Research within the Computational Science and Engineering theme embeds fundamental developments in algorithms and cutting edge computational modelling within a framework that is guided by end-user pull. We primarily focus on fast, efficient and reliable numerical algorithms for the computational solution of partial differential equations (PDEs), and on the challenge of scale in scientific and information visualization. Members of the theme also contribute to the School’s research into Applied Computing in Biology, Medicine and Health.
In PDEs we have a long-standing international reputation for work on unstructured mesh adaption and mesh quality. Furthermore, in collaboration with both industrial and academic partners, this research has resulted in computational techniques, and software, that has been widely applied: in areas such as combustion, lubrication, atmospheric dispersion, river and harbour flows, and many more.
Scientific visualization (scivis), deals largely with numeric data, for example from climate simulation, geophysical surveys or medical scanners, whereas information visualization (infovis) works with discrete/symbolic data, for example relational databases, biological networks, or web logs. Our visualization research offers three main contributions:
(i) computational topology and other mathematical tools supporting analysis and abstraction,
(ii) graphical interfaces, including large scale displays, for working with and navigating through data,
(iii) systems and software for exploration and analysis of large datasets.
We run a regular seminar series featuring talks from theme members, related researchers across the university and also external speakers. Our facilities include two wall-sized ultra-high resolution displays, and virtual reality peripheral devices and displays. We also make substantial use of the Leeds’ high-performance computing (HPC) resources. The Computational PDEs Unit provides research and consultancy in the form of problem solving expertise and software to industry and to academic researchers alike.

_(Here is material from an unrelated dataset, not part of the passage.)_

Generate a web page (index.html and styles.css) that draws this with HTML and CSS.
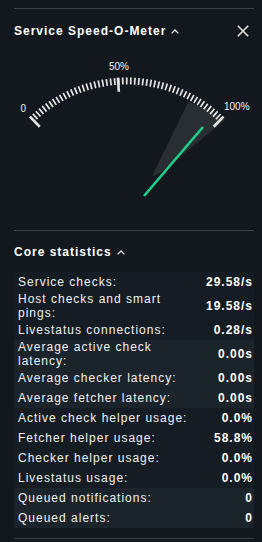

We often have opportunities within the theme, especially for highly motivated graduates with a good first degree (or Masters) in a mathematical, computational or engineering discipline, wishing to undertake studies towards a PhD. Please contact one of us for further information.
Examples of the importance and impact of our research are as follows:
Fundamental work on moving finite elements, adaptive meshes and the computational simulation of free-flowing surface phenomena, in collaboration with groups in Engineering, has commercially-important applications in printing on textiles using ink-jet technology and the spin-coating of non-smooth surfaces.
A long-standing collaboration with Shell Global Solutions has led to the development of state-of-the-art software for commercially-important lubrication problems. This research programme has included the development of efficient solvers, parallel computing strategies and the use of Grid technologies.
The Multifield Extension of Topological Analysis (META) project will address a major shortcoming in visualization techniques, the limited tools available for analysing multiple fields of data, and the result will deliver a new technology for understanding data in the physical sciences, engineering and medicine. Academic beneficiaries will include visualization researchers and end-users, and computational science communities.
Our virtual microscope research aims to develop a visualization system that out-performs the conventional microscope for cancer diagnosis. A wall-sized version of our virtual microscope is already in use for specialist histopathology training in St James' Hospital. A by-product of our research is that we have developed user interfaces that allow users to efficiently navigate collections of gigantic digital images. The research was one of "100 ground breaking pieces of research" that were featured in Research Council UK's Big Ideas for the Future report (see p27).
Virtual reality and numerical modelling research into tolerance stack-up has been exploited by Icona Solutions, a spin-out company from the School of Computing. Icona's software allows designers to visualize the impact of manufacturing variation on the perceived quality of products, and Icona's customers read like a who's who of the automotive industry (Porsche, Mercedes-Benz, Bentley, JCB, etc.). The original research was led by Prof Peter Dew.